Thermal conductivity in modified oxide glasses is governed by modal phase changes

The thermal conductivity of glasses is well-known to be significantly harder to theoretically describe compared to crystalline materials. Because of this fact, the fundamental understanding of thermal conductivity in glasses remain extremely poor when moving beyond the case of simple glasses, e.g., glassy SiO$_2$, and into so-called 'modified' oxide glasses, that is, glasses where other oxides (e.g. alkali oxides) have been added to break up the network and alter e.g. elastic and thermal properties. This lack of knowledge is apparent despite how modified glasses comprise the far majority of known glasses. In the present work we study an archetypical series of sodium silicate ($x\text{Na}_2\text{O}\text{-}(100\text{-}x)\text{SiO}_2$) glasses.
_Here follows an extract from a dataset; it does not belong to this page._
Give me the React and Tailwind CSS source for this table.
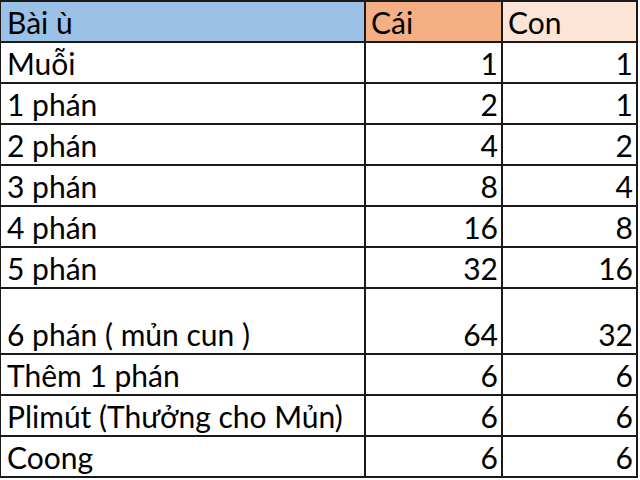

Analyses of modal contributions reveal how increasing Na$_2$O content induces increasing vibrational localization with a change of vibrations to be less ordered, and a related general decrease in modal contributions to thermal conductivity. We find the vibrational phases (acoustic vs. optical) of sodium vibrations to be relatively disordered compared to the network-forming silicon and oxygen species, explaining how increasing Na$_2$O content decreases thermal conductivity. Our work sheds new light on the fundamentals of glassy heat transfer as well as the interplay between thermal conduction and modal characteristics in glasses.